- Stored data -
====================

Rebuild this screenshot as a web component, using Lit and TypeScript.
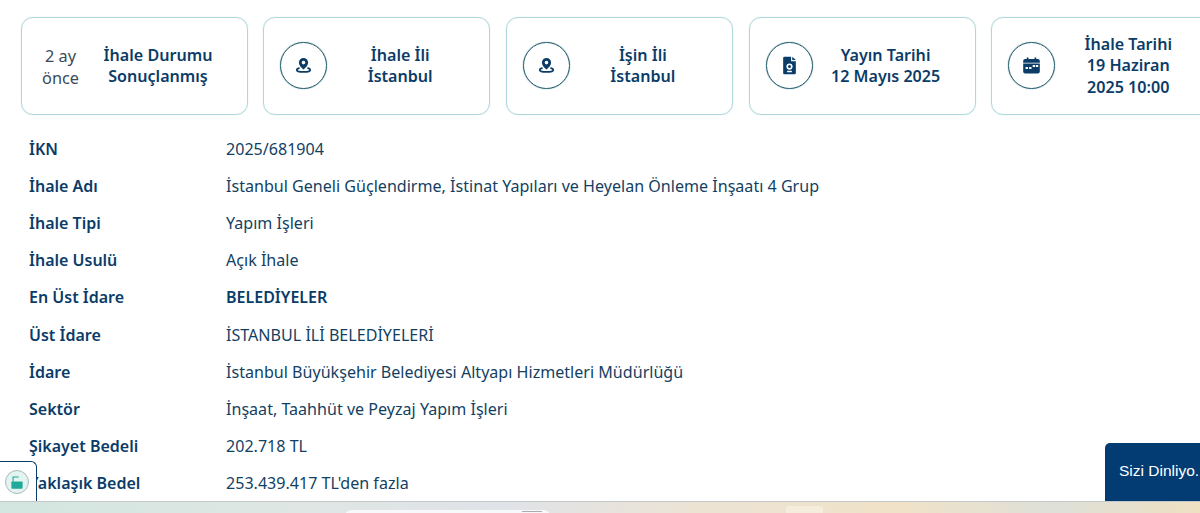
import { LitElement, html, css, svg } from 'lit';
import { customElement } from 'lit/decorators.js';

const pinIcon = svg`<path fill="#0b3c68" fill-rule="evenodd" d="M12 2.500a5.800 5.800 0 0 0-5.800 5.800c0 3.700 3.800 7.300 5.800 8.900 2-1.600 5.800-5.200 5.800-8.900A5.800 5.800 0 0 0 12 2.500zm0 3.500a2.300 2.300 0 1 1 0 4.600 2.300 2.300 0 0 1 0-4.600z"/><path fill="none" stroke="#0b3c68" stroke-width="2.300" stroke-linecap="round" d="M6.200 15.400c-1.700.5-2.700 1.200-2.700 2.200 0 1.600 3.800 2.500 8.500 2.500s8.500-.9 8.500-2.500c0-1-1-1.700-2.700-2.200"/>`;
const docIcon = svg`<path fill="#0b3c68" fill-rule="evenodd" d="M5.500 1h8.500v5.500h6V21.500a1.500 1.500 0 0 1-1.500 1.500h-13A1.500 1.500 0 0 1 4 21.500V2.500A1.500 1.500 0 0 1 5.500 1zm6.500 8.500a3.900 3.900 0 1 0 0 7.800 3.900 3.900 0 0 0 0-7.800zm0 2a1.900 1.900 0 1 1 0 3.800 1.900 1.900 0 0 1 0-3.800zM9 18.500h6v2H9z"/><path fill="#0b3c68" d="M15.500 1l4.500 4.200h-4.500z"/>`;
const calIcon = svg`<path fill="#0b3c68" fill-rule="evenodd" d="M6 2h2.200v1.800h7.600V2H18v1.800h2A2.500 2.500 0 0 1 22.500 6.300v13.200a2.500 2.500 0 0 1-2.500 2.500H4a2.500 2.500 0 0 1-2.500-2.500V6.300A2.500 2.500 0 0 1 4 3.800h2zM1.500 8.500v1h21v-1zM4.500 14v2.300h3V14zm4.500 0v2.300h3V14zm4.500-2.500v2.300h3v-2.300zm4 0v2.300h3v-2.300z"/>`;

const cards = [
  { lead: ['2 ay', 'önce'], lines: ['İhale Durumu', 'Sonuçlanmış'] },
  { icon: pinIcon, lines: ['İhale İli', 'İstanbul'] },
  { icon: pinIcon, lines: ['İşin İli', 'İstanbul'] },
  { icon: docIcon, lines: ['Yayın Tarihi', '12 Mayıs 2025'] },
  { icon: calIcon, lines: ['İhale Tarihi', '19 Haziran', '2025 10:00'] },
];

const rows = [
  ['İKN', '2025/681904'],
  ['İhale Adı', 'İstanbul Geneli Güçlendirme, İstinat Yapıları ve Heyelan Önleme İnşaatı 4 Grup'],
  ['İhale Tipi', 'Yapım İşleri'],
  ['İhale Usulü', 'Açık İhale'],
  ['En Üst İdare', 'BELEDİYELER', true],
  ['Üst İdare', 'İSTANBUL İLİ BELEDİYELERİ'],
  ['İdare', 'İstanbul Büyükşehir Belediyesi Altyapı Hizmetleri Müdürlüğü'],
  ['Sektör', 'İnşaat, Taahhüt ve Peyzaj Yapım İşleri'],
  ['Şikayet Bedeli', '202.718 TL'],
  ['Yaklaşık Bedel', "253.439.417 TL'den fazla"],
];

@customElement('app-root')
export class AppRoot extends LitElement {
  static styles = css`
    :host {
      display: flex;
      flex-direction: column;
      height: 513px;
      width: 1200px;
      overflow: hidden;
      position: relative;
      background: #fff;
      font-family: 'Noto Sans', 'Open Sans', sans-serif;
      color: #0b3c68;
    }
    .content {
      flex: 1;
      min-height: 0;
      overflow: hidden;
      padding: 16.500px 0 0 20.500px;
    }
    .cards {
      display: flex;
      gap: 15.700px;
      width: 1300px;
    }
    .card {
      box-sizing: border-box;
      flex: 0 0 227px;
      height: 98px;
      display: flex;
      align-items: center;
      padding: 0 15px 0 16px;
      border: 1px solid #aed8da;
      border-radius: 12px;
      box-shadow: 0 0 1px #aed8da;
    }
    .lead {
      flex: 0 0 50px;
      margin-left: -2px;
      text-align: center;
      font-size: 16.300px;
      line-height: 22px;
      padding-top: 2px;
      color: #3c4a57;
    }
    .circle {
      flex: 0 0 47px;
      height: 47px;
      box-sizing: border-box;
      border: 1px solid #1f5a6b;
      border-radius: 50%;
      box-shadow: 0 0 1px #1f5a6b;
      display: flex;
      align-items: center;
      justify-content: center;
    }
    .circle svg {
      width: 19px;
      height: 19px;
    }
    .title {
      flex: 1;
      text-align: center;
      font-size: 16.100px;
      font-weight: 600;
      line-height: 21.500px;
      color: #0b3c68;
      padding: 1px 1px 0 0;
    }
    .rows {
      margin: 15.500px 0 0 8.500px;
      display: grid;
      grid-template-columns: 197px 1fr;
      grid-auto-rows: 37.200px;
      align-items: center;
      font-size: 16px;
      line-height: 22px;
    }
    .label {
      font-weight: 600;
      color: #0b3c68;
    }
    .value {
      font-size: 16.080px;
      font-weight: 450;
      color: #133f63;
    }
    .value.strong {
      font-size: 16px;
      font-weight: 600;
      color: #0b3c68;
    }
    .strip {
      flex: 0 0 12px;
      position: relative;
      border-top: 1px solid #c4c8c8;
      box-sizing: border-box;
      background: linear-gradient(90deg, #d3e6e0 0%, #dfe6e4 25%, #e0e3e8 42%, #ece3d4 58%, #f0e2c8 75%, #dee0d8 88%, #efe0c2 100%);
    }
    .search {
      position: absolute;
      left: 345px;
      top: 8px;
      width: 205px;
      height: 8px;
      border-radius: 6px 6px 0 0;
      background: #f7f8f9;
    }
    .search::after {
      content: '';
      position: absolute;
      left: 177px;
      top: 1px;
      width: 20px;
      height: 1px;
      background: #a9adb2;
    }
    .tray {
      position: absolute;
      left: 786px;
      top: 4px;
      width: 37px;
      height: 12px;
      border-radius: 3px 3px 0 0;
      background: #f6ecdc;
    }
    .lock {
      position: absolute;
      left: -6px;
      top: 461px;
      width: 43px;
      height: 40px;
      box-sizing: border-box;
      display: flex;
      align-items: center;
      justify-content: center;
      padding-left: 2px;
      background: #fff;
      border: 1px solid #0b3c68;
      border-bottom: none;
      border-radius: 0 6px 0 0;
    }
    .lock span {
      width: 24px;
      height: 24px;
      box-sizing: border-box;
      border-radius: 50%;
      border: 1px solid #aab9bb;
      background: #e2f3f0;
      display: flex;
      align-items: center;
      justify-content: center;
    }
    .lock svg {
      width: 18px;
      height: 18px;
    }
    .chat {
      position: absolute;
      left: 1105px;
      top: 443px;
      width: 95px;
      height: 58px;
      box-sizing: border-box;
      padding: 0 0 2px 14px;
      display: flex;
      align-items: center;
      background: #033c73;
      border-radius: 5px 0 0 0;
      color: #fff;
      font-family: 'Liberation Sans', Arial, sans-serif;
      font-size: 15.500px;
      white-space: nowrap;
    }
  `;

  render() {
    return html`
      <div class="content">
        <div class="cards">
          ${cards.map(
            (c) => html`
              <div class="card">
                ${c.lead
                  ? html`<div class="lead">${c.lead.map((l) => html`<div>${l}</div>`)}</div>`
                  : html`<div class="circle"><svg viewBox="0 0 24 24">${c.icon}</svg></div>`}
                <div class="title">${c.lines.map((l) => html`<div>${l}</div>`)}</div>
              </div>
            `
          )}
        </div>
        <div class="rows">
          ${rows.map(
            ([label, value, strong]) => html`
              <div class="label">${label}</div>
              <div class="value ${strong ? 'strong' : ''}">${value}</div>
            `
          )}
        </div>
      </div>
      <div class="strip">
        <div class="search"></div>
        <div class="tray"></div>
      </div>
      <div class="lock">
        <span>
          <svg viewBox="0 0 16 16">
            <rect x="3" y="7.500" width="10" height="6.500" rx="0.800" fill="#1fa99a" />
            <path d="M4.500 7.500V3.500h5" fill="none" stroke="#1fa99a" stroke-width="1" />
          </svg>
        </span>
      </div>
      <div class="chat">Sizi Dinliyo.</div>
    `;
  }
}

====================

- Written request -
Repeat the lines of the listing above verbatim, beginning at its first line and ending at the line containing "2h2.200v1.800h7.600V2H18v1.800h2A2.500 2.500 0", which is included. Omit pictures.

- Written response -
Rebuild this screenshot as a web component, using Lit and TypeScript.
import { LitElement, html, css, svg } from 'lit';
import { customElement } from 'lit/decorators.js';

const pinIcon = svg`<path fill="#0b3c68" fill-rule="evenodd" d="M12 2.500a5.800 5.800 0 0 0-5.800 5.800c0 3.700 3.800 7.300 5.800 8.900 2-1.600 5.800-5.200 5.800-8.900A5.800 5.800 0 0 0 12 2.500zm0 3.500a2.300 2.300 0 1 1 0 4.600 2.300 2.300 0 0 1 0-4.600z"/><path fill="none" stroke="#0b3c68" stroke-width="2.300" stroke-linecap="round" d="M6.200 15.400c-1.700.5-2.700 1.200-2.700 2.200 0 1.600 3.800 2.500 8.500 2.500s8.500-.9 8.500-2.500c0-1-1-1.700-2.700-2.200"/>`;
const docIcon = svg`<path fill="#0b3c68" fill-rule="evenodd" d="M5.500 1h8.500v5.500h6V21.500a1.500 1.500 0 0 1-1.500 1.500h-13A1.500 1.500 0 0 1 4 21.500V2.500A1.500 1.500 0 0 1 5.500 1zm6.500 8.500a3.900 3.900 0 1 0 0 7.800 3.900 3.900 0 0 0 0-7.800zm0 2a1.900 1.900 0 1 1 0 3.800 1.900 1.900 0 0 1 0-3.800zM9 18.500h6v2H9z"/><path fill="#0b3c68" d="M15.500 1l4.500 4.200h-4.500z"/>`;
const calIcon = svg`<path fill="#0b3c68" fill-rule="evenodd" d="M6 2h2.200v1.800h7.600V2H18v1.800h2A2.500 2.500 0 0 1 22.500 6.300v13.200a2.500 2.500 0 0 1-2.500 2.500H4a2.500 2.500 0 0 1-2.500-2.500V6.300A2.500 2.500 0 0 1 4 3.800h2zM1.500 8.500v1h21v-1zM4.500 14v2.300h3V14zm4.500 0v2.300h3V14zm4.500-2.500v2.300h3v-2.300zm4 0v2.300h3v-2.300z"/>`;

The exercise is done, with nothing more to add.